Exercise:
In the material below, please retype the lines from the very first through the one with "import React from", exactly and without pictures.

Given material:

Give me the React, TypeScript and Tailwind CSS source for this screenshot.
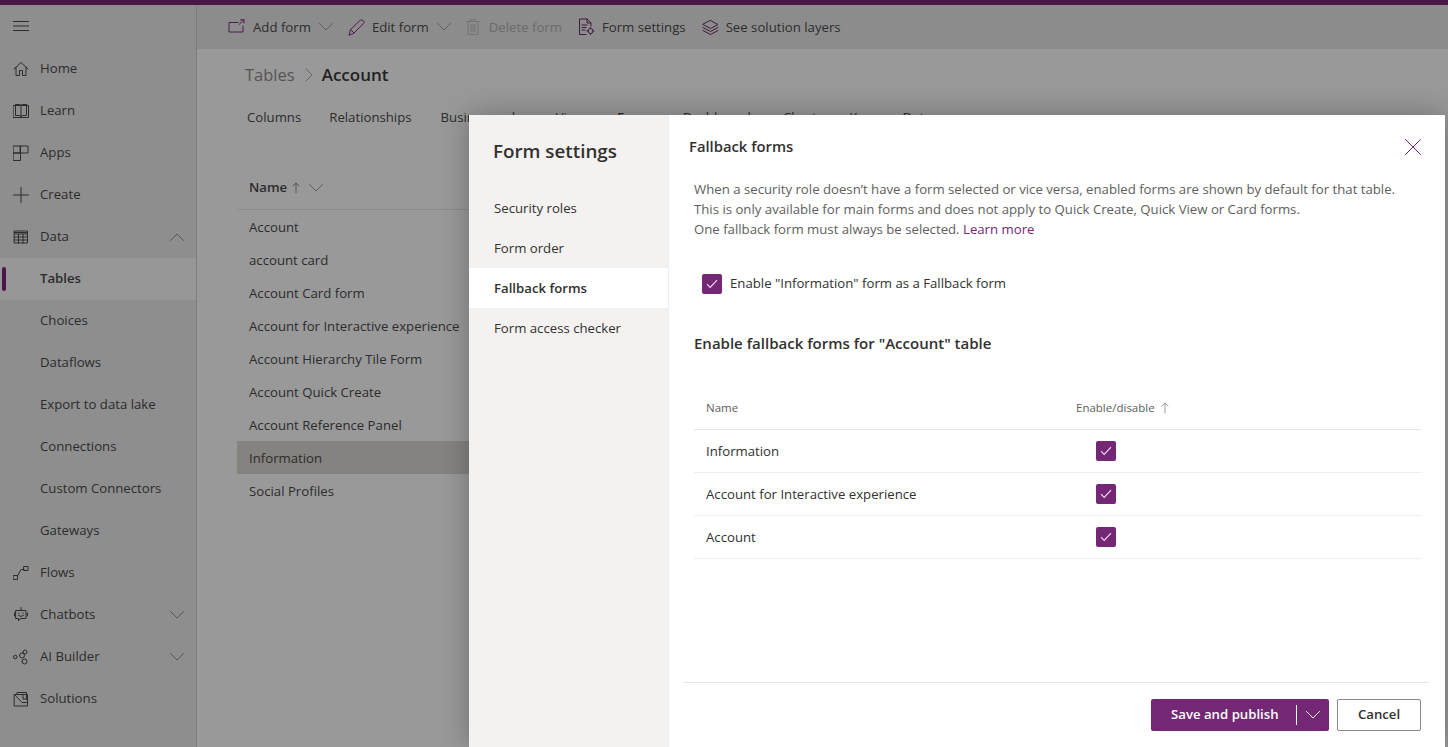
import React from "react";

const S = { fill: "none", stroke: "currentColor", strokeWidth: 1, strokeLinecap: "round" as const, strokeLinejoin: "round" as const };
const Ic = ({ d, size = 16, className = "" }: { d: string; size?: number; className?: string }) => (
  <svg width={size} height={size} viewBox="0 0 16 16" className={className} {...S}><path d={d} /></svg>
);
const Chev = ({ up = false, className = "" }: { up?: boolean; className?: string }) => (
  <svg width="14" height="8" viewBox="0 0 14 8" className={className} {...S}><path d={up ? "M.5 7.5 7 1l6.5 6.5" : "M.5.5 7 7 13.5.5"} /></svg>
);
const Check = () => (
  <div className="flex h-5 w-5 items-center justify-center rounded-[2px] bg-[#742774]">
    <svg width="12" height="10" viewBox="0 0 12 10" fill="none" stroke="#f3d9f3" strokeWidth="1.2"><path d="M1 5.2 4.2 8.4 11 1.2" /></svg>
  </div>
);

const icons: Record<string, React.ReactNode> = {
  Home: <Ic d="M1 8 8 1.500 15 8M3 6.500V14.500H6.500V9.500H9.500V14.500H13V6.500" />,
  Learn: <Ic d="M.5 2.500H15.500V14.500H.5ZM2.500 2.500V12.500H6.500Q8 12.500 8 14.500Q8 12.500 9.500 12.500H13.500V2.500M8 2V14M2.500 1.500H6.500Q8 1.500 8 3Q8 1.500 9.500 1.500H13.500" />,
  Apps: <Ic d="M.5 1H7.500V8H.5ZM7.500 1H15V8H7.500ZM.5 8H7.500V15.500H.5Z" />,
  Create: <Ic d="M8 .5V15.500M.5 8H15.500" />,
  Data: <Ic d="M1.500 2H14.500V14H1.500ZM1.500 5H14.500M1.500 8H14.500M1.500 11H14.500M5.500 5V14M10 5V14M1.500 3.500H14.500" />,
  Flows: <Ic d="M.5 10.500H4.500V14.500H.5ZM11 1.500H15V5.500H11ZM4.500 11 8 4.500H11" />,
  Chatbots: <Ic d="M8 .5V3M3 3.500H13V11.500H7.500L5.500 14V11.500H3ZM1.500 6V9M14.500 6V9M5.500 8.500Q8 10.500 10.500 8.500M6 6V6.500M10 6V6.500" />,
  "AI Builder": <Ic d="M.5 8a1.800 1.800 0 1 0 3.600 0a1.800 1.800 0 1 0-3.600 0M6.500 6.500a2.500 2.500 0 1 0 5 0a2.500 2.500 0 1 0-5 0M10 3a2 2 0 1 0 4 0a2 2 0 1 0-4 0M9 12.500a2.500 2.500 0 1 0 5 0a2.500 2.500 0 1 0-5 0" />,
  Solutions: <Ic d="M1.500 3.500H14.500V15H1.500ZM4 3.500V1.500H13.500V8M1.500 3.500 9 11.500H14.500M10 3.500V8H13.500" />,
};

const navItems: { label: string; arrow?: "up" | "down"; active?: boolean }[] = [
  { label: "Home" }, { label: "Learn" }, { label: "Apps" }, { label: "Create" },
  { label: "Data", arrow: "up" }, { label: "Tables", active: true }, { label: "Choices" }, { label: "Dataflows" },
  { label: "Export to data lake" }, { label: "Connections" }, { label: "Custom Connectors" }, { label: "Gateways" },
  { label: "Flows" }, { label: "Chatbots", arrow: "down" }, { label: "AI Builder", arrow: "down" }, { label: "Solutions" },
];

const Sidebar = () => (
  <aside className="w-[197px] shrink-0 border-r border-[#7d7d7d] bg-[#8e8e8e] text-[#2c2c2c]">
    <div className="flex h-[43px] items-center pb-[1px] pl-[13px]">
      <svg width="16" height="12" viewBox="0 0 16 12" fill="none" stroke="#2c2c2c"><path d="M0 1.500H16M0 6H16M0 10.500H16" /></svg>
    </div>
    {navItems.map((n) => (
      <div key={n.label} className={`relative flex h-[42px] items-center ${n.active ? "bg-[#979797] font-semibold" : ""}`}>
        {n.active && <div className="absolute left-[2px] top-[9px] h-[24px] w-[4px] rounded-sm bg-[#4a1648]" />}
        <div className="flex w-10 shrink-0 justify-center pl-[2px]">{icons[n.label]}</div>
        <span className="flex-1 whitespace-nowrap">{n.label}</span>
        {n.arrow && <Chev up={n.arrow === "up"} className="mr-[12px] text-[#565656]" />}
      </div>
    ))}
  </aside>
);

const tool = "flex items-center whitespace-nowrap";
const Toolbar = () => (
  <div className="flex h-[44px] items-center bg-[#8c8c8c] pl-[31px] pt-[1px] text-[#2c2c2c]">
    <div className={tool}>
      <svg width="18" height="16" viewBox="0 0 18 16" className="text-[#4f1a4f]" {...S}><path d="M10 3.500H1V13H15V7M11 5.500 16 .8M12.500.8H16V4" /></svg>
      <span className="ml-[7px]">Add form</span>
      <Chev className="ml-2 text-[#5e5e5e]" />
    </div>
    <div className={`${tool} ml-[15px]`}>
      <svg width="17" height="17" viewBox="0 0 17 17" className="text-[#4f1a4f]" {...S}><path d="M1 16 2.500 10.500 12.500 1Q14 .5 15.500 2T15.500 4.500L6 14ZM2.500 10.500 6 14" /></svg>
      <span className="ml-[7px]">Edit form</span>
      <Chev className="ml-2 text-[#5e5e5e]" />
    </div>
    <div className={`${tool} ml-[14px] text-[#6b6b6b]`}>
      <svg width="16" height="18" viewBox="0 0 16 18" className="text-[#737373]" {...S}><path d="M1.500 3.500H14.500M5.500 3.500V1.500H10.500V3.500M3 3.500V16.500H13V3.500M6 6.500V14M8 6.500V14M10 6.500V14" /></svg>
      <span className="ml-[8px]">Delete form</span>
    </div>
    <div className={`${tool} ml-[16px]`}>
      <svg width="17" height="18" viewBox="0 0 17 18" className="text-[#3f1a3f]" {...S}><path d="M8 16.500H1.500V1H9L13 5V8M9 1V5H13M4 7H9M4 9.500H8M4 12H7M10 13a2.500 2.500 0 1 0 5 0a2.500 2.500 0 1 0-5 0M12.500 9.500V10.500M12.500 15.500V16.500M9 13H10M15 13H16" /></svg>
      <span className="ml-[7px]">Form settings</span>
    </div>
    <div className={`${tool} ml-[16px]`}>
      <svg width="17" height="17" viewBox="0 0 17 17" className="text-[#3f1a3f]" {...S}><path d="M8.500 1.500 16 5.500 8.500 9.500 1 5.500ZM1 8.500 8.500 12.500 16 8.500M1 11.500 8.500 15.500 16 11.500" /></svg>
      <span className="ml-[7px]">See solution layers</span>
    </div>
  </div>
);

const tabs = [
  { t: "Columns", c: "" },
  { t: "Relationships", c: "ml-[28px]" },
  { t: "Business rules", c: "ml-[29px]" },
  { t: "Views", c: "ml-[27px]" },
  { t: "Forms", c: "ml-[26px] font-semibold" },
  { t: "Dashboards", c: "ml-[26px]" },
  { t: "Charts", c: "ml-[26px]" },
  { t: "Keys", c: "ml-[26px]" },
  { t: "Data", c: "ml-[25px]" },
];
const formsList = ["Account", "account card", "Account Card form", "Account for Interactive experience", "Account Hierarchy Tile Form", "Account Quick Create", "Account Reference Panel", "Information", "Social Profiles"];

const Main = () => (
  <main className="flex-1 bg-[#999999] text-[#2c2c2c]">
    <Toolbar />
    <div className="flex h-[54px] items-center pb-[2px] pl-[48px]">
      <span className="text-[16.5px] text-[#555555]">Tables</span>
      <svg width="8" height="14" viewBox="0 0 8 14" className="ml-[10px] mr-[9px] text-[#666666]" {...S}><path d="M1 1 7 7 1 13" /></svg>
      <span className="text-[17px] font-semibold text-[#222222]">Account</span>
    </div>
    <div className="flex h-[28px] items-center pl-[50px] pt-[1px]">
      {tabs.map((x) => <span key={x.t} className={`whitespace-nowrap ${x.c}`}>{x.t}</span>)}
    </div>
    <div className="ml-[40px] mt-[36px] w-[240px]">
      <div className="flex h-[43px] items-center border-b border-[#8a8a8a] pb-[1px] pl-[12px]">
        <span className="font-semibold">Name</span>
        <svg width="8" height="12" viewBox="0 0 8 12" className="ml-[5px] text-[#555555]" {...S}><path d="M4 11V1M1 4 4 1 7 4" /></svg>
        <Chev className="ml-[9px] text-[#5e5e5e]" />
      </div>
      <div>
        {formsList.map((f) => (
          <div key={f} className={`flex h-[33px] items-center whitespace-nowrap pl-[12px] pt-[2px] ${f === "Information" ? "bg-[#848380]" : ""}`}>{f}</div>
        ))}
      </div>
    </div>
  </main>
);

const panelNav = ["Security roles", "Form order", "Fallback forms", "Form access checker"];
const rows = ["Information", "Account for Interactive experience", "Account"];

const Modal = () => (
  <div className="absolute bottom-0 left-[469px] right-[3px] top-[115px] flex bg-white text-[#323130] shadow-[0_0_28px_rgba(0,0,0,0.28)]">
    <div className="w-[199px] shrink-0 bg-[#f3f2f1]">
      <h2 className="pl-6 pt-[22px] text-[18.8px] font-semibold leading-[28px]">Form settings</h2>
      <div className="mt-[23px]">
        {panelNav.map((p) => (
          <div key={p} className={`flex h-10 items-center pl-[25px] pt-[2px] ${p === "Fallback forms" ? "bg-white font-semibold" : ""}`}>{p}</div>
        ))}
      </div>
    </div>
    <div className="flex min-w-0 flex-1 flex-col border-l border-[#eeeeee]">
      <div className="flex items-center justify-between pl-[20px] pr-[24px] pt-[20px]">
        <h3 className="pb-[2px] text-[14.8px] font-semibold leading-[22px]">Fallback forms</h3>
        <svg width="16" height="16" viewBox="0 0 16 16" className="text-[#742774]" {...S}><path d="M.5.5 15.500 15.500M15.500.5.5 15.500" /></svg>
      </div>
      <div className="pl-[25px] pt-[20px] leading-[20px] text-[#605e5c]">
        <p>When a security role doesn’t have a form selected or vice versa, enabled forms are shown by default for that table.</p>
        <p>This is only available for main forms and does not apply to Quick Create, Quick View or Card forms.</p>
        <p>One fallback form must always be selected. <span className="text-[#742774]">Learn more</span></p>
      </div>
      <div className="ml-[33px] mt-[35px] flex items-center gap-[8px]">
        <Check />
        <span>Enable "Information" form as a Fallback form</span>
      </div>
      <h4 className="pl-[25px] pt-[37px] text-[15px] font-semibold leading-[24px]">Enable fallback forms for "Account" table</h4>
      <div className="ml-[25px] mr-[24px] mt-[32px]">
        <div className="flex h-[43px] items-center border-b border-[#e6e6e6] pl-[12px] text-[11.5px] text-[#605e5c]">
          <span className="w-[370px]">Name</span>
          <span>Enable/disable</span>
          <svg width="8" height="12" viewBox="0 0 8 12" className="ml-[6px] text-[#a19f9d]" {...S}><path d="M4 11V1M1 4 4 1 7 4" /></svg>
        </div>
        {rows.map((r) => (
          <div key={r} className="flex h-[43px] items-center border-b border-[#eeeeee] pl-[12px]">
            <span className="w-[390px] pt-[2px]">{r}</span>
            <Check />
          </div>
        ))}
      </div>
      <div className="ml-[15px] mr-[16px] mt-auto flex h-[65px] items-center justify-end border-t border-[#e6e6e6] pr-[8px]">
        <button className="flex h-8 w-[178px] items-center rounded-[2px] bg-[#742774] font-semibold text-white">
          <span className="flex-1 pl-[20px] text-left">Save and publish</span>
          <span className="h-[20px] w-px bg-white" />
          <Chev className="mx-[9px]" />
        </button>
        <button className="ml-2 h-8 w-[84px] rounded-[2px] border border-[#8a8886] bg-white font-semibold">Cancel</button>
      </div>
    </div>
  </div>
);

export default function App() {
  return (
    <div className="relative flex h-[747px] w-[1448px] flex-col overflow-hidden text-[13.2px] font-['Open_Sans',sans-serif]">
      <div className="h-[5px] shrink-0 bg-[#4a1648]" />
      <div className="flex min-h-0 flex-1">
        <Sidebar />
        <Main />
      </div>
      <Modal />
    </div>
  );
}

Worked solution:
Give me the React, TypeScript and Tailwind CSS source for this screenshot.
import React from "react";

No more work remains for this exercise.